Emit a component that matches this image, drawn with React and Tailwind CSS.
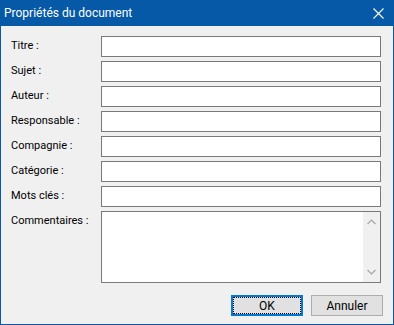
import React from "react";

const FIELDS = [
  "Titre :",
  "Sujet :",
  "Auteur :",
  "Responsable :",
  "Compagnie :",
  "Catégorie :",
  "Mots clés :",
];

function Chevron({ up }) {
  return (
    <svg width="9" height="6" viewBox="0 0 9 6">
      <path
        d={up ? "M0.5 5L4.5 1L8.5 5" : "M0.5 1L4.5 5L8.5 1"}
        fill="none"
        stroke="#a6a6a6"
        strokeWidth="1.2"
      />
    </svg>
  );
}

export default function App() {
  return (
    <div
      className="w-[394px] h-[325px] flex flex-col bg-[#f0f0f0] text-black"
      style={{ fontFamily: 'Roboto, "Liberation Sans", Arial, sans-serif' }}
    >
      {/* title bar */}
      <div className="h-[26px] shrink-0 bg-[#0559a6] flex items-center justify-between pl-[4px] pr-[10px]">
        <span className="text-white text-[12px]">Propriétés du document</span>
        <svg width="11" height="11" viewBox="0 0 11 11">
          <path d="M0.5 0.5L10.5 10.5M10.5 0.5L0.5 10.5" stroke="white" strokeWidth="1.1" />
        </svg>
      </div>

      <div className="flex-1 flex flex-col border-x border-b border-[#0559a6] pl-[10px] pr-[12px] pt-[10px] pb-[8px]">
        <div className="flex flex-col gap-[4px]">
          {FIELDS.map((label) => (
            <div key={label} className="flex h-[21px]">
              <div className="w-[90px] flex items-center text-[11px]">{label}</div>
              <div className="flex-1 border border-[#7a7a7a] bg-white" />
            </div>
          ))}
          <div className="flex h-[72px]">
            <div className="w-[90px] h-[21px] flex items-center text-[11px]">Commentaires :</div>
            <div className="flex-1 border border-[#7a7a7a] bg-white flex justify-end">
              <div className="w-[17px] bg-[#f0f0f0] flex flex-col items-center justify-between py-[7px]">
                <Chevron up />
                <Chevron />
              </div>
            </div>
          </div>
        </div>

        <div className="flex justify-end gap-[8px] mt-[12px] -mr-[2px]">
          <div className="w-[72px] h-[21px] border-2 border-[#0078d7] bg-[#e1e1e1]">
            <div className="w-full h-full border border-dotted border-black flex items-center justify-center text-[12px]">
              OK
            </div>
          </div>
          <div className="w-[72px] h-[21px] border border-[#adadad] bg-[#e1e1e1] flex items-center justify-center text-[12px]">
            Annuler
          </div>
        </div>
      </div>
    </div>
  );
}
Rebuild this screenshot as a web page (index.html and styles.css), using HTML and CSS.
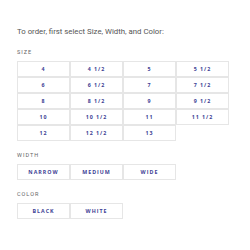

──────────

_Task description:_ Transcribe all of the material exactly, leaving out whatever pictures it contains.

_Exercise output:_
Emit a component that matches this image, drawn with React and Tailwind CSS.
import React from "react";

const FIELDS = [
  "Titre :",
  "Sujet :",
  "Auteur :",
  "Responsable :",
  "Compagnie :",
  "Catégorie :",
  "Mots clés :",
];

function Chevron({ up }) {
  return (
    <svg width="9" height="6" viewBox="0 0 9 6">
      <path
        d={up ? "M0.5 5L4.5 1L8.5 5" : "M0.5 1L4.5 5L8.5 1"}
        fill="none"
        stroke="#a6a6a6"
        strokeWidth="1.2"
      />
    </svg>
  );
}

export default function App() {
  return (
    <div
      className="w-[394px] h-[325px] flex flex-col bg-[#f0f0f0] text-black"
      style={{ fontFamily: 'Roboto, "Liberation Sans", Arial, sans-serif' }}
    >
      {/* title bar */}
      <div className="h-[26px] shrink-0 bg-[#0559a6] flex items-center justify-between pl-[4px] pr-[10px]">
        <span className="text-white text-[12px]">Propriétés du document</span>
        <svg width="11" height="11" viewBox="0 0 11 11">
          <path d="M0.5 0.5L10.5 10.5M10.5 0.5L0.5 10.5" stroke="white" strokeWidth="1.1" />
        </svg>
      </div>

      <div className="flex-1 flex flex-col border-x border-b border-[#0559a6] pl-[10px] pr-[12px] pt-[10px] pb-[8px]">
        <div className="flex flex-col gap-[4px]">
          {FIELDS.map((label) => (
            <div key={label} className="flex h-[21px]">
              <div className="w-[90px] flex items-center text-[11px]">{label}</div>
              <div className="flex-1 border border-[#7a7a7a] bg-white" />
            </div>
          ))}
          <div className="flex h-[72px]">
            <div className="w-[90px] h-[21px] flex items-center text-[11px]">Commentaires :</div>
            <div className="flex-1 border border-[#7a7a7a] bg-white flex justify-end">
              <div className="w-[17px] bg-[#f0f0f0] flex flex-col items-center justify-between py-[7px]">
                <Chevron up />
                <Chevron />
              </div>
            </div>
          </div>
        </div>

        <div className="flex justify-end gap-[8px] mt-[12px] -mr-[2px]">
          <div className="w-[72px] h-[21px] border-2 border-[#0078d7] bg-[#e1e1e1]">
            <div className="w-full h-full border border-dotted border-black flex items-center justify-center text-[12px]">
              OK
            </div>
          </div>
          <div className="w-[72px] h-[21px] border border-[#adadad] bg-[#e1e1e1] flex items-center justify-center text-[12px]">
            Annuler
          </div>
        </div>
      </div>
    </div>
  );
}
Rebuild this screenshot as a web page (index.html and styles.css), using HTML and CSS.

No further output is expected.